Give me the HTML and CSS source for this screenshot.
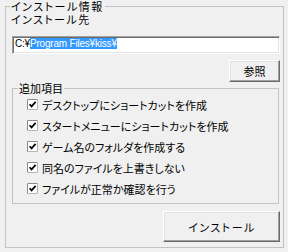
FILE: index.html
```html
<!DOCTYPE html>
<html lang="ja">
<head>
<meta charset="utf-8">
<title>インストール</title>
<link rel="stylesheet" href="styles.css">
</head>
<body>
<fieldset class="group outer">
  <legend class="legend outer-legend">インストール情報</legend>
  <div class="label">インストール先</div>
  <div class="textbox"><span>C:¥</span><span class="sel">Program Files¥kiss¥</span></div>
  <div class="row-right browse-row"><button class="btn browse">参照</button></div>
  <fieldset class="group inner">
    <legend class="legend inner-legend">追加項目</legend>
    <ul class="options">
      <li class="option"><svg class="check" width="11" height="11" viewBox="0 0 11 11"><rect x="0" y="0" width="11" height="11" fill="#fff"/><path d="M0.5 10.5V0.5H10.5" fill="none" stroke="#8a8a8a"/><path d="M10.5 0.5V10.5H0.5" fill="none" stroke="#b5b5b5"/><path d="M2.6 5.2 L4.6 7.4 L8.6 2.9" fill="none" stroke="#000" stroke-width="1.7"/></svg><span>デスクトップにショートカットを作成</span></li>
      <li class="option"><svg class="check" width="11" height="11" viewBox="0 0 11 11"><rect x="0" y="0" width="11" height="11" fill="#fff"/><path d="M0.5 10.5V0.5H10.5" fill="none" stroke="#8a8a8a"/><path d="M10.5 0.5V10.5H0.5" fill="none" stroke="#b5b5b5"/><path d="M2.6 5.2 L4.6 7.4 L8.6 2.9" fill="none" stroke="#000" stroke-width="1.7"/></svg><span>スタートメニューにショートカットを作成</span></li>
      <li class="option"><svg class="check" width="11" height="11" viewBox="0 0 11 11"><rect x="0" y="0" width="11" height="11" fill="#fff"/><path d="M0.5 10.5V0.5H10.5" fill="none" stroke="#8a8a8a"/><path d="M10.5 0.5V10.5H0.5" fill="none" stroke="#b5b5b5"/><path d="M2.6 5.2 L4.6 7.4 L8.6 2.9" fill="none" stroke="#000" stroke-width="1.7"/></svg><span>ゲーム名のフォルダを作成する</span></li>
      <li class="option"><svg class="check" width="11" height="11" viewBox="0 0 11 11"><rect x="0" y="0" width="11" height="11" fill="#fff"/><path d="M0.5 10.5V0.5H10.5" fill="none" stroke="#8a8a8a"/><path d="M10.5 0.5V10.5H0.5" fill="none" stroke="#b5b5b5"/><path d="M2.6 5.2 L4.6 7.4 L8.6 2.9" fill="none" stroke="#000" stroke-width="1.7"/></svg><span>同名のファイルを上書きしない</span></li>
      <li class="option"><svg class="check" width="11" height="11" viewBox="0 0 11 11"><rect x="0" y="0" width="11" height="11" fill="#fff"/><path d="M0.5 10.5V0.5H10.5" fill="none" stroke="#8a8a8a"/><path d="M10.5 0.5V10.5H0.5" fill="none" stroke="#b5b5b5"/><path d="M2.6 5.2 L4.6 7.4 L8.6 2.9" fill="none" stroke="#000" stroke-width="1.7"/></svg><span>ファイルが正常か確認を行う</span></li>
    </ul>
  </fieldset>
  <div class="row-right install-row"><button class="btn install">インストール</button></div>
</fieldset>
</body>
</html>
```

FILE: styles.css
```css
html, body {
  margin: 0;
  padding: 0;
}
body {
  background: #f0f0f0;
  color: #000;
  font-family: "Noto Sans CJK JP", "Noto Sans", sans-serif;
  font-size: 11px;
  font-feature-settings: "palt";
  width: 288px;
  height: 252px;
  overflow: hidden;
}
.group {
  box-sizing: border-box;
  margin: 0;
  border: 1px solid #c2c2c2;
  min-width: 0;
}
.legend {
  padding: 0 1px;
  line-height: 12px;
}
.outer {
  margin-left: 5px;
  width: 279px;
  height: 248px;
  padding: 0 3px 5px 6px;
}
.outer-legend {
  margin-left: -2px;
  letter-spacing: 1.5px;
}
.label {
  line-height: 14px;
  margin-left: -1px;
  letter-spacing: 1.4px;
}
.textbox {
  box-sizing: border-box;
  margin-top: 10px;
  height: 18px;
  width: 268px;
  background: #fff;
  border: 1px solid;
  border-color: #a0a0a0 #ffffff #ffffff #a0a0a0;
  box-shadow: inset 1px 1px 0 #6d6d6d, inset -1px -1px 0 #e3e3e3;
  padding: 1px 0 0 2px;
  font-family: "Liberation Sans", Arial, sans-serif;
  font-size: 10px;
  letter-spacing: -0.2px;
  line-height: 12px;
  white-space: nowrap;
}
.sel {
  background: #3399ff;
  color: #fff;
}
.row-right {
  display: flex;
  justify-content: flex-end;
}
.browse-row {
  margin-top: 6px;
}
.install-row {
  margin-top: 7px;
}
.btn {
  box-sizing: border-box;
  margin: 0;
  padding: 0;
  background: #f0f0f0;
  border: 1px solid;
  border-color: #ffffff #696969 #696969 #ffffff;
  box-shadow: inset -1px -1px 0 #a0a0a0, inset 1px 1px 0 #e3e3e3;
  font-family: "Noto Sans CJK JP", "Noto Sans", sans-serif;
  font-size: 11px;
  font-feature-settings: "palt";
  color: #000;
}
.browse {
  width: 51px;
  height: 22px;
}
.install {
  width: 117px;
  height: 31px;
  letter-spacing: 1.5px;
  padding-left: 1px;
}
.inner {
  width: 267px;
  height: 122px;
  padding: 0 0 0 14px;
}
.inner-legend {
  margin-left: -9px;
}
.options {
  list-style: none;
  margin: 0;
  padding: 0;
}
.option {
  display: flex;
  align-items: center;
  gap: 4px;
  height: 21px;
  white-space: nowrap;
}
.check {
  display: block;
  flex: none;
}
```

» What the exercise asks: Take the data above and repeat it exactly, leaving each picture out.

» Answer to this task:
Give me the HTML and CSS source for this screenshot.
FILE: index.html
```html
<!DOCTYPE html>
<html lang="ja">
<head>
<meta charset="utf-8">
<title>インストール</title>
<link rel="stylesheet" href="styles.css">
</head>
<body>
<fieldset class="group outer">
  <legend class="legend outer-legend">インストール情報</legend>
  <div class="label">インストール先</div>
  <div class="textbox"><span>C:¥</span><span class="sel">Program Files¥kiss¥</span></div>
  <div class="row-right browse-row"><button class="btn browse">参照</button></div>
  <fieldset class="group inner">
    <legend class="legend inner-legend">追加項目</legend>
    <ul class="options">
      <li class="option"><svg class="check" width="11" height="11" viewBox="0 0 11 11"><rect x="0" y="0" width="11" height="11" fill="#fff"/><path d="M0.5 10.5V0.5H10.5" fill="none" stroke="#8a8a8a"/><path d="M10.5 0.5V10.5H0.5" fill="none" stroke="#b5b5b5"/><path d="M2.6 5.2 L4.6 7.4 L8.6 2.9" fill="none" stroke="#000" stroke-width="1.7"/></svg><span>デスクトップにショートカットを作成</span></li>
      <li class="option"><svg class="check" width="11" height="11" viewBox="0 0 11 11"><rect x="0" y="0" width="11" height="11" fill="#fff"/><path d="M0.5 10.5V0.5H10.5" fill="none" stroke="#8a8a8a"/><path d="M10.5 0.5V10.5H0.5" fill="none" stroke="#b5b5b5"/><path d="M2.6 5.2 L4.6 7.4 L8.6 2.9" fill="none" stroke="#000" stroke-width="1.7"/></svg><span>スタートメニューにショートカットを作成</span></li>
      <li class="option"><svg class="check" width="11" height="11" viewBox="0 0 11 11"><rect x="0" y="0" width="11" height="11" fill="#fff"/><path d="M0.5 10.5V0.5H10.5" fill="none" stroke="#8a8a8a"/><path d="M10.5 0.5V10.5H0.5" fill="none" stroke="#b5b5b5"/><path d="M2.6 5.2 L4.6 7.4 L8.6 2.9" fill="none" stroke="#000" stroke-width="1.7"/></svg><span>ゲーム名のフォルダを作成する</span></li>
      <li class="option"><svg class="check" width="11" height="11" viewBox="0 0 11 11"><rect x="0" y="0" width="11" height="11" fill="#fff"/><path d="M0.5 10.5V0.5H10.5" fill="none" stroke="#8a8a8a"/><path d="M10.5 0.5V10.5H0.5" fill="none" stroke="#b5b5b5"/><path d="M2.6 5.2 L4.6 7.4 L8.6 2.9" fill="none" stroke="#000" stroke-width="1.7"/></svg><span>同名のファイルを上書きしない</span></li>
      <li class="option"><svg class="check" width="11" height="11" viewBox="0 0 11 11"><rect x="0" y="0" width="11" height="11" fill="#fff"/><path d="M0.5 10.5V0.5H10.5" fill="none" stroke="#8a8a8a"/><path d="M10.5 0.5V10.5H0.5" fill="none" stroke="#b5b5b5"/><path d="M2.6 5.2 L4.6 7.4 L8.6 2.9" fill="none" stroke="#000" stroke-width="1.7"/></svg><span>ファイルが正常か確認を行う</span></li>
    </ul>
  </fieldset>
  <div class="row-right install-row"><button class="btn install">インストール</button></div>
</fieldset>
</body>
</html>
```

FILE: styles.css
```css
html, body {
  margin: 0;
  padding: 0;
}
body {
  background: #f0f0f0;
  color: #000;
  font-family: "Noto Sans CJK JP", "Noto Sans", sans-serif;
  font-size: 11px;
  font-feature-settings: "palt";
  width: 288px;
  height: 252px;
  overflow: hidden;
}
.group {
  box-sizing: border-box;
  margin: 0;
  border: 1px solid #c2c2c2;
  min-width: 0;
}
.legend {
  padding: 0 1px;
  line-height: 12px;
}
.outer {
  margin-left: 5px;
  width: 279px;
  height: 248px;
  padding: 0 3px 5px 6px;
}
.outer-legend {
  margin-left: -2px;
  letter-spacing: 1.5px;
}
.label {
  line-height: 14px;
  margin-left: -1px;
  letter-spacing: 1.4px;
}
.textbox {
  box-sizing: border-box;
  margin-top: 10px;
  height: 18px;
  width: 268px;
  background: #fff;
  border: 1px solid;
  border-color: #a0a0a0 #ffffff #ffffff #a0a0a0;
  box-shadow: inset 1px 1px 0 #6d6d6d, inset -1px -1px 0 #e3e3e3;
  padding: 1px 0 0 2px;
  font-family: "Liberation Sans", Arial, sans-serif;
  font-size: 10px;
  letter-spacing: -0.2px;
  line-height: 12px;
  white-space: nowrap;
}
.sel {
  background: #3399ff;
  color: #fff;
}
.row-right {
  display: flex;
  justify-content: flex-end;
}
.browse-row {
  margin-top: 6px;
}
.install-row {
  margin-top: 7px;
}
.btn {
  box-sizing: border-box;
  margin: 0;
  padding: 0;
  background: #f0f0f0;
  border: 1px solid;
  border-color: #ffffff #696969 #696969 #ffffff;
  box-shadow: inset -1px -1px 0 #a0a0a0, inset 1px 1px 0 #e3e3e3;
  font-family: "Noto Sans CJK JP", "Noto Sans", sans-serif;
  font-size: 11px;
  font-feature-settings: "palt";
  color: #000;
}
.browse {
  width: 51px;
  height: 22px;
}
.install {
  width: 117px;
  height: 31px;
  letter-spacing: 1.5px;
  padding-left: 1px;
}
.inner {
  width: 267px;
  height: 122px;
  padding: 0 0 0 14px;
}
.inner-legend {
  margin-left: -9px;
}
.options {
  list-style: none;
  margin: 0;
  padding: 0;
}
.option {
  display: flex;
  align-items: center;
  gap: 4px;
  height: 21px;
  white-space: nowrap;
}
.check {
  display: block;
  flex: none;
}
```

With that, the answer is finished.